According to the record Ottinger planned to attend nursing school in the Fall of 1994. She had registered for fifteen hours of classes, all held during the work week, in January 1994. Yet, she never consulted her supervisor to try to arrange a mutually convenient work schedule that would allow her to attend class. It is also clear that because her early-out request had not been acted upon by the time classes had begun, Ottinger needed leave to attend classes: however, she had no annual or sick leave accrued. Classes began on September 28, and she was granted leave because of illness September 28-30. She came to work on October 3, but did not return until December 8, the day after final exams ended.

5

The record shows that on October 4, Ottinger called in to work sick. Again on October 11, she left a voice mail message requesting that she be placed on sick leave. On October 12, she informed her supervisor that she had obtained a "doctor's certificate" for 30 days of sick leave. Having verified that Ottinger was enrolled in nursing classes, her supervisor requested all such "doctor's certificates." He also told her that her sick leave requests were denied and that she would be considered AWOL until he confirmed "the validity of her doctor's certificates." By memorandum dated October 18, the supervisor again requested the doctor's certificates and asked Ottinger to sign a medical information release so he could obtain additional information from her doctors about her illness.
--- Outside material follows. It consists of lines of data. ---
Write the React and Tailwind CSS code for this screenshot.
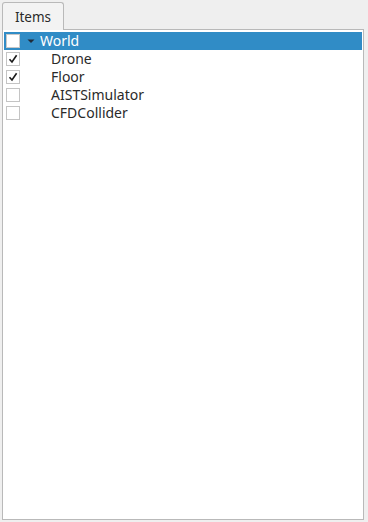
const ITEMS = [
  { name: "Drone", checked: true },
  { name: "Floor", checked: true },
  { name: "AISTSimulator", checked: false },
  { name: "CFDCollider", checked: false },
];

function Check({ checked, selected }) {
  return (
    <span
      className={
        "flex h-[14px] w-[14px] shrink-0 items-center justify-center border bg-white " +
        (selected ? "border-[#c8c8c8]" : "border-[#c4c4c4]")
      }
    >
      {checked && (
        <svg width="10" height="10" viewBox="0 0 10 10">
          <path d="M1.5 5.2 L4 8 L8.6 1.2" fill="none" stroke="#1a1a1a" strokeWidth="1.6" />
        </svg>
      )}
    </span>
  );
}

export default function App() {
  return (
    <div className="h-[522px] w-[368px] bg-[#efefef] pl-[2px] pt-[2px] font-['Noto_Sans',sans-serif] text-[14px] text-[#2a2a2a]">
      <div className="relative z-10 -mb-px flex h-[28px] w-[62px] items-center justify-center rounded-t-[3px] border border-b-0 border-[#b9b9b9] bg-[#f3f3f3] pt-[2px] text-[13.5px]">
        Items
      </div>
      <div className="flex h-[491px] w-[362px] flex-col border border-[#b9b9b9] bg-white px-px pt-[2px]">
        <div className="flex h-[18px] items-center bg-[#308cc6] pl-[2px] text-white">
          <Check checked={false} selected />
          <svg width="10" height="10" viewBox="0 0 10 10" className="ml-[6px]">
            <path d="M1.5 3.5 L8.5 3.5 L5 7 Z" fill="#1f2b3a" />
          </svg>
          <span className="ml-[4px] pb-px leading-none">World</span>
        </div>
        {ITEMS.map((it) => (
          <div key={it.name} className="flex h-[18px] items-center pl-[2px]">
            <Check checked={it.checked} />
            <span className="ml-[31px] pb-px leading-none">{it.name}</span>
          </div>
        ))}
      </div>
    </div>
  );
}
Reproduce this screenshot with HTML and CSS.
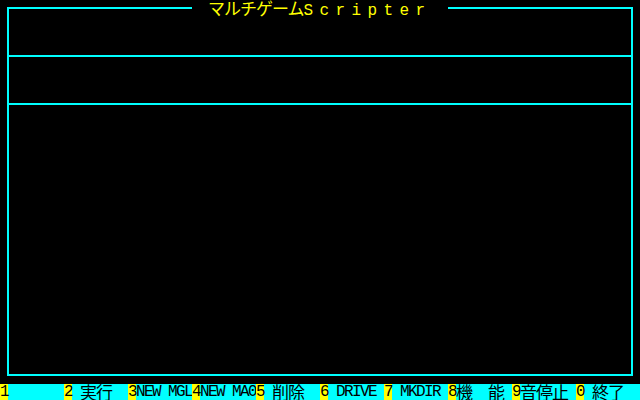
FILE: index.html
```html
<!DOCTYPE html>
<html lang="ja">
<head>
<meta charset="utf-8">
<title>マルチゲームScripter</title>
<link rel="stylesheet" href="styles.css">
</head>
<body>
<div class="screen">
  <div class="frame">
    <div class="frame-top">
      <div class="seg seg-left"></div>
      <div class="title"><span class="j">マルチゲーム</span><span class="wide">Scripter</span></div>
      <div class="seg seg-right"></div>
    </div>
    <div class="frame-body">
      <div class="pane pane-1"></div>
      <div class="pane pane-2"></div>
      <div class="pane pane-3"></div>
    </div>
  </div>
  <div class="fkeys">
    <div class="slot"><span class="key">1</span><span class="label"></span></div>
    <div class="slot"><span class="key">2</span><span class="label"> <span class="j">実行</span></span></div>
    <div class="slot"><span class="key">3</span><span class="label">NEW MGL</span></div>
    <div class="slot"><span class="key">4</span><span class="label">NEW MA0</span></div>
    <div class="slot"><span class="key">5</span><span class="label"> <span class="j">削除</span></span></div>
    <div class="slot"><span class="key">6</span><span class="label"> DRIVE</span></div>
    <div class="slot"><span class="key">7</span><span class="label"> MKDIR</span></div>
    <div class="slot"><span class="key">8</span><span class="label"><span class="j">機</span>  <span class="j">能</span></span></div>
    <div class="slot"><span class="key">9</span><span class="label"><span class="j">音停止</span></span></div>
    <div class="slot"><span class="key">0</span><span class="label"> <span class="j">終了</span></span></div>
  </div>
</div>
</body>
</html>
```

FILE: styles.css
```css
html, body {
  margin: 0;
  padding: 0;
  background: #000;
}

body {
  width: 640px;
  height: 400px;
  overflow: hidden;
  font-family: "Liberation Mono", "Noto Sans CJK JP", monospace;
  font-size: 16px;
  line-height: 16px;
}

.screen {
  width: 640px;
  height: 400px;
  display: flex;
  flex-direction: column;
}

.frame {
  margin: 0 7px;
  width: 626px;
  height: 376px;
  display: flex;
  flex-direction: column;
}

.frame-top {
  display: flex;
  height: 16px;
}

.seg {
  box-sizing: border-box;
  width: 185px;
  height: 9px;
  margin-top: 7px;
  border-top: 2px solid #00ffff;
}

.seg-left {
  border-left: 2px solid #00ffff;
}

.seg-right {
  border-right: 2px solid #00ffff;
}

.title {
  width: 224px;
  margin: 0 16px;
  height: 16px;
  color: #ffff00;
  white-space: pre;
}

.j {
  font-family: "Noto Sans CJK JP", sans-serif;
  font-size: 17px;
  letter-spacing: -1px;
}

.wide {
  letter-spacing: 6.4px;
}

.frame-body {
  flex: 1;
  box-sizing: border-box;
  border: 2px solid #00ffff;
  border-top: none;
  display: flex;
  flex-direction: column;
}

.pane-1 {
  height: 39px;
  border-bottom: 2px solid #00ffff;
}

.pane-2 {
  height: 46px;
  border-bottom: 2px solid #00ffff;
}

.pane-3 {
  flex: 1;
}

.fkeys {
  margin-top: 8px;
  height: 16px;
  background: #00ffff;
  display: flex;
  color: #000;
}

.slot {
  width: 64px;
  height: 16px;
  display: flex;
  white-space: pre;
}

.key {
  flex: none;
  width: 8px;
  height: 16px;
  background: #ffff00;
  letter-spacing: -1.6px;
}

.label {
  flex: none;
  width: 56px;
  height: 16px;
  letter-spacing: -1.6px;
}

.label .j {
  letter-spacing: -1px;
}
```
He further reiterated that she would remain in AWOL status until he was satisfied that she had a valid medical excuse for her absence.

6

The two medical certificates Ottinger provided to the agency on October 25 are quite cryptic. The first is from Dr. Wilson for the period October 4-7 and excuses her "due to illness." The second, from Dr. Rowland, says simply that Ottinger had an appointment on October 11, 1994, and that she may return to work on November 14, with no further explanation. The agency, and the board, found these to be insufficient to support her leave request. Thus, because Ottinger's refusal to sign the release prevented the Air Force from obtaining more information about her condition, the agency removed her for unauthorized absence. While Ottinger argues that her absence was due to stress and back problems, she did not inform her superiors of the back problems until she returned to work in December, after she had received the notice of proposed removal. Also, throughout her absence, she drove to school and sat through lectures, which the agency's doctor found inconsistent with her inability to work because of back problems. Her stress, on the other hand, was diagnosed by a chiropractor, who, two doctors testified, is not qualified to give such diagnosis. Based on the record evidence and the fact that the board properly looked to the Douglas factors in analyzing the propriety of Ottinger's removal, we see no error in the board's affirmance of the agency's action.

7

Ottinger also argues that the board committed "harmful procedural error" in failing to admit certain unidentified evidence, and again erred in disallowing unspecified rebuttal testimony pertaining to the reasonableness of the agency's penalty. The problem with both of these arguments is that Ottinger has not specified what testimony or evidence was excluded; thus, we are unable to determine the prejudicial effect, if any, of the exclusions. The same is true of Ottinger's ineffective assistance of counsel argument. She has simply given us no facts upon which to evaluate her counsel's representation.

8

Finally, Ottinger argues that the agency constructively suspended her by retroactively placing her on AWOL status. It appears that this issue is raised for the first time in this appeal. Consequently, we decline to address it. See Fruin-Colnon Corp. v. United States, 912 F.2d 1426, 1429 (Fed.Cir.1990).